Like Watt, he believes that Australia has a lot to learn from China and should be trying to work with them rather than competing.

“It’s actually about collaborating and trying to play a more meaningful role… in this in this very important supply chain,” he told RenewEconomy.

“There’s certain parts of that supply chain that we probably could not do in Australia without the involvement of Chinese partners.

“When you look at that Silicon to Solar report … which I think has been a really seminal piece of work, …the ingot and wafer part of the supply chain, which is a really crucial step, I think something like 98% of world ingots are manufactured in China, and that is just a huge concentration risk – even for China.

“I think if we were to do that in Australia, and it’s certainly something we will look at in this program, we’re going to need to leverage the learnings from the Chinese who have spent the better part of a decade perfecting this technology.

“So I think we’ll have to be open to Chinese investments in Australia, we’ll have to be open both ways to sharing knowledge and what we learn.

“And I think Australia has a really kind of interesting role to play as a bridge between the West and the East, if you like, that we’ve got this growing, improving relationship with China, we’ve also got a strong relationship with the US and western trading partners. And perhaps there’s a role for Australia to be to be … a lily-pad, if you like, for these two worlds to meet and collaborate better?”

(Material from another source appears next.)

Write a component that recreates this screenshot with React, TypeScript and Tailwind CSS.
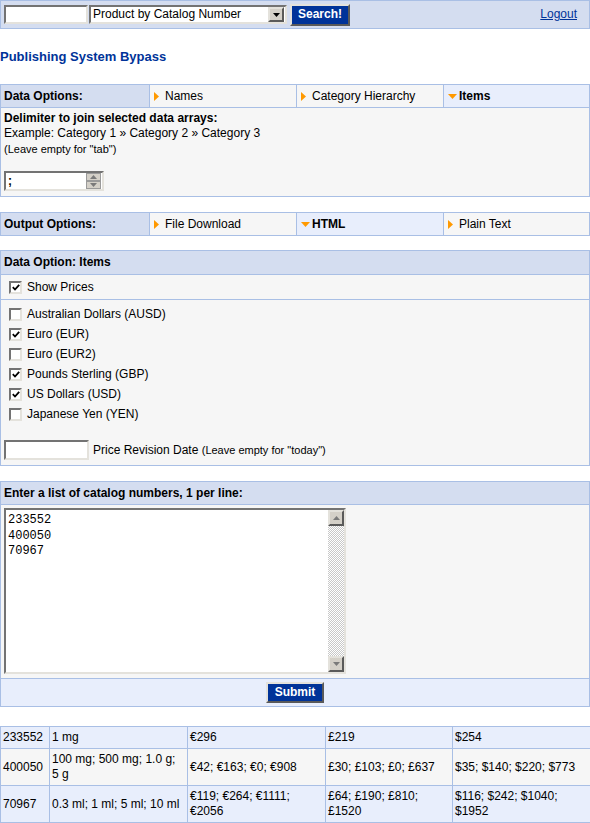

In Australia, the Solar Sunshot is also about backing local industry.

“The industry …has been advocating for this,” Miller says. “There are players in Australia who would like to manufacture modules and think that they can make a go of it.

“And so what Arena will do – and it’s what we do best – is take those ambitions from the industry and figuring out what that pathway looks like to commerciality. And structuring programs and funding that gives those opportunities the best chance of success.

“But I would view that as just the very beginning of, of the process, and what we will look to do is use whatever is remaining in that billion dollars that is not used for, say, making modules, we would look at it for the whole of the rest of the supply chain.”

Tim Buckley, the founder and director of Climate Energy Finance, says Solar Sunshot puts Australia in the global cleantech race, while also rebuilding its sovereign manufacturing capabilities and bolstering energy security and economic resilience.

“Sunshot and these related initiatives are important steps in a uniquely Australian response to the US Inflation Reduction Act – the $1 trillion “green new deal” that is turbocharging cleantech re-industrialisation in the US and attracting a tidal wave of hundreds of billions of dollars of private capital,” Buckley says.

“We often hear Australia can’t respond to the scale of that brilliant US$1 trillion ambition, or to developments like last week’s US$313bn of new public finance support from the South Korean government to build out their energy transformation efforts. 

“CEF sees it otherwise. Australia is number one in the world in iron ore exports with a more than 50 per cent global share, and enormous potential to develop a globally dominant green iron export industry. And we’re number one in the world in lithium spodumene exports in 2023, with a more than 50 per cent global share. 

” We need to see Australian ambition commensurate with this resources leadership,” Buckley says.